Governments are partly to blame for turning a blind eye as banks exploited legal loopholes to stash billions of dollars in Swiss accounts, according to the Commissioner for Revenue, Marvin Gaerty. He was commenting  in the wake of revelations showing how HSBC used its Swiss private bank to help clients around the world dodge tax authorities in their own countries.

The revelations known as Swiss Leaks were made by the Washington-based International Consortium of Investigative Journalists (ICIJ). They included information on $687 million held by HSBC for 71 Maltese clients in Geneva. A single Maltese client held $630 million.
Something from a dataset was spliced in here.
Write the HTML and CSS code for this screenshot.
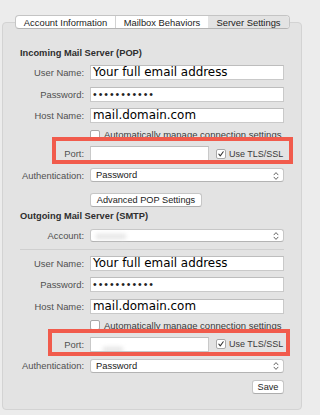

Mr Gaerty said the European Services Directive introduced in 2004 only covered individuals and certain financial products. The directive was eventually changed last year to include companies (known in financial jargon as ‘legal persons’).

“These were loopholes everyone knew existed and I am sorry to say governments and the EU are partly to blame because they knew what banks were doing was wrong but possible,” Mr Gaerty said.

He said last year’s changes meant that banks were obliged to know who the ultimate beneficiary and individual owner of an account was.

The European Savings Directive was intended as a tool to counter cross-border tax evasion. It allowed information about foreign resident individuals receiving savings income outside their resident State to be collected and exchanged.But for 10 years it did not cover companies,and the HSBC private bank in Switzerland is accused of having advised clients to avoid taxes by creating companies.

The international group of investigative journalists has cautioned that not all HSBC Swiss account holders have necessarily avoided taxes or used the accounts to deposit ‘dirty’ money.

Mr Gaerty said he would be seeking information from the ICIJ, the Swiss and French authorities and HSBC on the Maltese account holders. “We will then carry out our own investigation to see whether the money was declared and whether taxes were paid.” 

The identity of the Maltese HSBC client who holds $630 million in a Swiss account has not been revealed. It is not known whether this particular client is an individual or a company.Mr Gaerty said it was likely the account was linked to an intermediary, who would manage the wealth on behalf of clients.

Sources within the financial services sector said there were a few Maltese individuals who had the potential to amass such wealth but insisted it could very well be that the account belonged to a company registered in Malta.